» GIVEN PROBLEM
From the listing below, restate word for word the lines from the line containing "Emit a component" down through the line containing "import React from 'react';". Exclude pictures.

>> Start

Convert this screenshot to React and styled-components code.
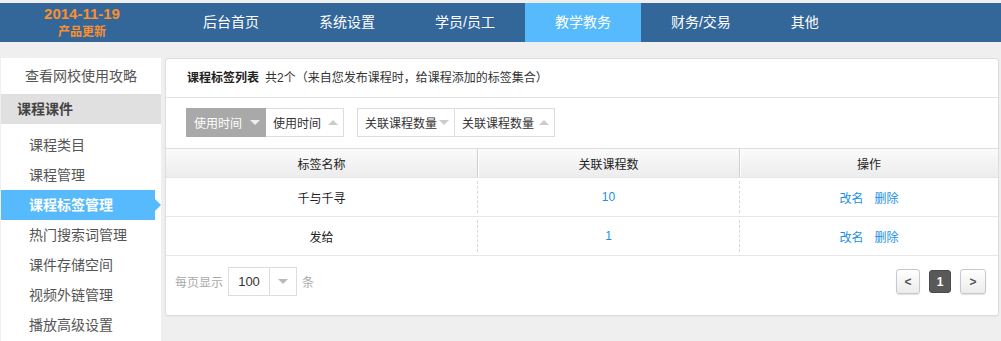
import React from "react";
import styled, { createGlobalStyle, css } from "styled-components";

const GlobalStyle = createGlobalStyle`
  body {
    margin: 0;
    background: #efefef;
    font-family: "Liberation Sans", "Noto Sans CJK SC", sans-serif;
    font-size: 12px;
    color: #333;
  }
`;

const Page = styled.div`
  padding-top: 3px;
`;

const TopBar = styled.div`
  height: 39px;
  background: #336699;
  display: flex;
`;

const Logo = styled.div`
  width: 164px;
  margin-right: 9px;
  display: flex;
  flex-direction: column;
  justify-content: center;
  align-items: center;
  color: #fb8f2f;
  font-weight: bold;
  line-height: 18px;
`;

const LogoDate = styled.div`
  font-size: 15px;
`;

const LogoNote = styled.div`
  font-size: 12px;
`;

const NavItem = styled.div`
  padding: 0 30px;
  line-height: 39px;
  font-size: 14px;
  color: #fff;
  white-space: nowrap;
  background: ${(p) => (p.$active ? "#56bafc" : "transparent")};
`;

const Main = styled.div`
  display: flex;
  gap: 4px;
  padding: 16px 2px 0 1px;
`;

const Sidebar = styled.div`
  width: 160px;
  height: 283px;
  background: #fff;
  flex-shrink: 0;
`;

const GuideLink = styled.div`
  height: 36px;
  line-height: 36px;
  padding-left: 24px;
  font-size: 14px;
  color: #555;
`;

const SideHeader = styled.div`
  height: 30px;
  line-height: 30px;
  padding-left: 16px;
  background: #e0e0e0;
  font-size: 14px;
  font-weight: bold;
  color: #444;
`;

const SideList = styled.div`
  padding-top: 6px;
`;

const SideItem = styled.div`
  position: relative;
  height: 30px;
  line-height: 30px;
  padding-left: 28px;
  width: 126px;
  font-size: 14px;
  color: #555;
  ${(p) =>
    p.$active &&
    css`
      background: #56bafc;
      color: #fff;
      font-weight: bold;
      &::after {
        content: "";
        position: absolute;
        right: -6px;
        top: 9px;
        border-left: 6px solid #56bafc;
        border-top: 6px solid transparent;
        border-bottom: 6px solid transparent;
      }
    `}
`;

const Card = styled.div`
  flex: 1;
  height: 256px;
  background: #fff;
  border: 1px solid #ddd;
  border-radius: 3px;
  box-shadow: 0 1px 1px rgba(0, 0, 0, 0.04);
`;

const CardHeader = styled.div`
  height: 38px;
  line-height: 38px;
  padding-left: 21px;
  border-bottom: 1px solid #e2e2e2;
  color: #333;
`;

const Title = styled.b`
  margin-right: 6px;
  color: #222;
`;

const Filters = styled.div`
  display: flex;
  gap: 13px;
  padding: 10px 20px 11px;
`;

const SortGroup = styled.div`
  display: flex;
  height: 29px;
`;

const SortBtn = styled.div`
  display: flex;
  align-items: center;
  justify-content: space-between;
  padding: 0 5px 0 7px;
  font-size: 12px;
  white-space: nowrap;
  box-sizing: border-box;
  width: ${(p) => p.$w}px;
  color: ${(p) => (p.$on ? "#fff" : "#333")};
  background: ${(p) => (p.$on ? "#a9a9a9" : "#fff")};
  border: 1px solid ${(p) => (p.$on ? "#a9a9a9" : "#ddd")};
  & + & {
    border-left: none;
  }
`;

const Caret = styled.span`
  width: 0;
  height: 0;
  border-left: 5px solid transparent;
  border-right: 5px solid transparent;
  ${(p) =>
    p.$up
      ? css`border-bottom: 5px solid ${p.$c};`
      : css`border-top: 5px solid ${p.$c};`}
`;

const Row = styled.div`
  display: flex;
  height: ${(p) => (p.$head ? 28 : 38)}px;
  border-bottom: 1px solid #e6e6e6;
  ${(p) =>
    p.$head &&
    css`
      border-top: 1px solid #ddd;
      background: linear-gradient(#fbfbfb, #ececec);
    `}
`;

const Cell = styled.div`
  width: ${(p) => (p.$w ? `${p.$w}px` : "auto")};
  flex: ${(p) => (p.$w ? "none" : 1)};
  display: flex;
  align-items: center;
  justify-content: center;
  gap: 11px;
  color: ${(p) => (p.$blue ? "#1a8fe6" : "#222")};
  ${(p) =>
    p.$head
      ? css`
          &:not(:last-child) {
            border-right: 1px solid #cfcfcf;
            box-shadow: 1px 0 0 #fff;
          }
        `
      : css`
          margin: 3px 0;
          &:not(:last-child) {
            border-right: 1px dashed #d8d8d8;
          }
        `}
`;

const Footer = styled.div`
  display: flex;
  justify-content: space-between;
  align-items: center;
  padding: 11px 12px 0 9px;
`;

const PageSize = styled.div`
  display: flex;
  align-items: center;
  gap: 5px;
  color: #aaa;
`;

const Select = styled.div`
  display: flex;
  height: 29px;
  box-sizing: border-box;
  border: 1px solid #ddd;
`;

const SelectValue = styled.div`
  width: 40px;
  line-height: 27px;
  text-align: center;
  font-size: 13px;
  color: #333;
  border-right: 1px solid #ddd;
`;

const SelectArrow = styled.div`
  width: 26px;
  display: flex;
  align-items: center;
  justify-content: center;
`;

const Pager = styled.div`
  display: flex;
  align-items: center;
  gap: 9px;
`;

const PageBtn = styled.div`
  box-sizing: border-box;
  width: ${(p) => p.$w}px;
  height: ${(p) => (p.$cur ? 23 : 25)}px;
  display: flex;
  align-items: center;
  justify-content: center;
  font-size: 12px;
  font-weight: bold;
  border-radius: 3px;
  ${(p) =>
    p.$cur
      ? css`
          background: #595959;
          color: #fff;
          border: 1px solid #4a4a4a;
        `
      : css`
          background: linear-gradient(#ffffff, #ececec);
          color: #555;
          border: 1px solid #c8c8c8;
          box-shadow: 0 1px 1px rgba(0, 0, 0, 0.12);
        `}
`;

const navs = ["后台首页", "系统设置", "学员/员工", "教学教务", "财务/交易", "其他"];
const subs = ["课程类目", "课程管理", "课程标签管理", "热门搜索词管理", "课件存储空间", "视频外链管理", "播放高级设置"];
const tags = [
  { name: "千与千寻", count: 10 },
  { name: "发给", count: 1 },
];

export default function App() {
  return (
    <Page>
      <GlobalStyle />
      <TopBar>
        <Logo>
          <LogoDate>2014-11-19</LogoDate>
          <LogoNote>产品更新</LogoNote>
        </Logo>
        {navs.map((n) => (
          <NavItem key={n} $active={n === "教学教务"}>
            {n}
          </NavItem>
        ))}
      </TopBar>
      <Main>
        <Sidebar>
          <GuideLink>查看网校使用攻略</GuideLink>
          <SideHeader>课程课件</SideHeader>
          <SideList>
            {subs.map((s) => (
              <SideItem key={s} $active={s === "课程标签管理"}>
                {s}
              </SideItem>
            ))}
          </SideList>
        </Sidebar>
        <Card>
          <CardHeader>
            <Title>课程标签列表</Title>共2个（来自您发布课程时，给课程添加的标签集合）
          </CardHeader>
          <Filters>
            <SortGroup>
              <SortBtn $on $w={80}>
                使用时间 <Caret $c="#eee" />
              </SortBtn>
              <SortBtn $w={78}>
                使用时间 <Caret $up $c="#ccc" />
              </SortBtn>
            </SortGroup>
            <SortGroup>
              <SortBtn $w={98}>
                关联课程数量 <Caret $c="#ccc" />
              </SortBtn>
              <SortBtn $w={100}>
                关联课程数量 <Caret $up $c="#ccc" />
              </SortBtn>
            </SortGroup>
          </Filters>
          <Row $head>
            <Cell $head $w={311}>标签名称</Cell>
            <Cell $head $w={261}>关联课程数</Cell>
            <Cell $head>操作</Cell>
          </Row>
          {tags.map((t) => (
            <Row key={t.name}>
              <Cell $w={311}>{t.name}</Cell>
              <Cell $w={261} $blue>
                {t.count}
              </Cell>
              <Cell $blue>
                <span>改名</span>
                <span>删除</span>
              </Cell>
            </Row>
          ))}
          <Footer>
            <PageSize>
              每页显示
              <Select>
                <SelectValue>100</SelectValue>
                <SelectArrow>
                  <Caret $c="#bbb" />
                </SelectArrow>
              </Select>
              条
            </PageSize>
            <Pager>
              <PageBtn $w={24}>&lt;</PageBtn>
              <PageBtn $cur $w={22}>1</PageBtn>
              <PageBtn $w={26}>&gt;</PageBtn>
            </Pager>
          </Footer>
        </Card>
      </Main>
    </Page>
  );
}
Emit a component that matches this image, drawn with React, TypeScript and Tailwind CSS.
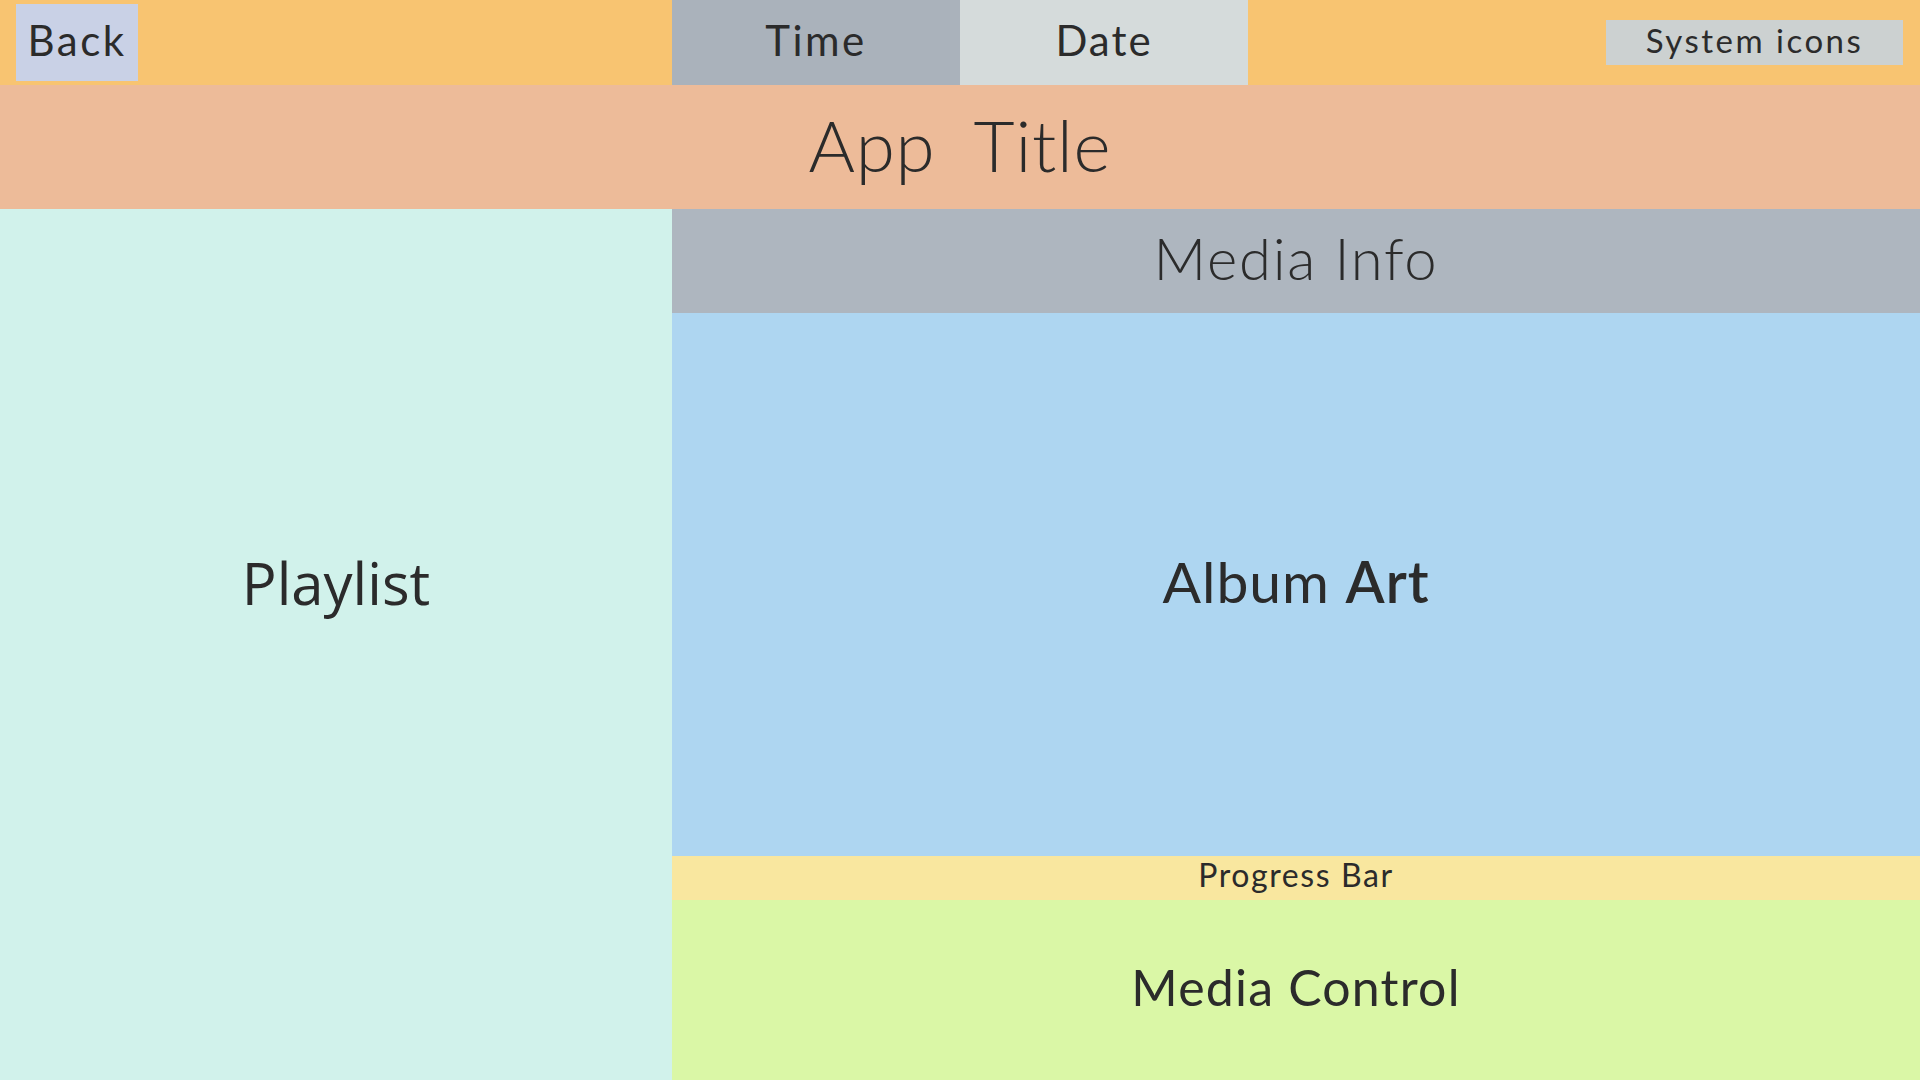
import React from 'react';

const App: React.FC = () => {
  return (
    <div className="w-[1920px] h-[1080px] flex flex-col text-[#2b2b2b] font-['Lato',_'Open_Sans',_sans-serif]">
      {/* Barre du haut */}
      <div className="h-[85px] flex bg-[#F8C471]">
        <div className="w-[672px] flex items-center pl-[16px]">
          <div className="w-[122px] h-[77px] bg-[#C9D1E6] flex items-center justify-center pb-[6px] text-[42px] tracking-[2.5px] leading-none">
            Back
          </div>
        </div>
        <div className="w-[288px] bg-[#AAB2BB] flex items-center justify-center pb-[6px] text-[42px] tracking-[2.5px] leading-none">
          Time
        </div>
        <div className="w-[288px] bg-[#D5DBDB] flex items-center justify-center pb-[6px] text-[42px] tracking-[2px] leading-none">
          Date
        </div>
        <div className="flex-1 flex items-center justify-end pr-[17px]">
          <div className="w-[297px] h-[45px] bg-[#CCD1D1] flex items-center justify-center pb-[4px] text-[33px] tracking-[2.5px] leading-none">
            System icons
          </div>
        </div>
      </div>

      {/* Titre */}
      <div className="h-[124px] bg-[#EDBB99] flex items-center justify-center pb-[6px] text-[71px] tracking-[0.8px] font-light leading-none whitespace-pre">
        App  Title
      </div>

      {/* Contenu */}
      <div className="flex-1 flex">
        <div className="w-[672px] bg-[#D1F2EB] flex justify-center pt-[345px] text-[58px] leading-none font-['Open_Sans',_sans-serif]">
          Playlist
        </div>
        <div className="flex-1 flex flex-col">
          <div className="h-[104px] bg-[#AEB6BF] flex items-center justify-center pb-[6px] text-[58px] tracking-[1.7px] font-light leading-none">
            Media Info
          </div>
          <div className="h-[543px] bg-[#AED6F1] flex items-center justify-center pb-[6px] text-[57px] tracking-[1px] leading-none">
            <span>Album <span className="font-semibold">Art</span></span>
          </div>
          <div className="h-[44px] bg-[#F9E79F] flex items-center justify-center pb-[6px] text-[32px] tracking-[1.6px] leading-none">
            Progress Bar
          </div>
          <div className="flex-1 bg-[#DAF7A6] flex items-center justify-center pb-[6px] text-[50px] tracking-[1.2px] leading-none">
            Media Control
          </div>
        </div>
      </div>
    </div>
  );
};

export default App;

>> End

» TASK OUTPUT
Emit a component that matches this image, drawn with React, TypeScript and Tailwind CSS.
import React from 'react';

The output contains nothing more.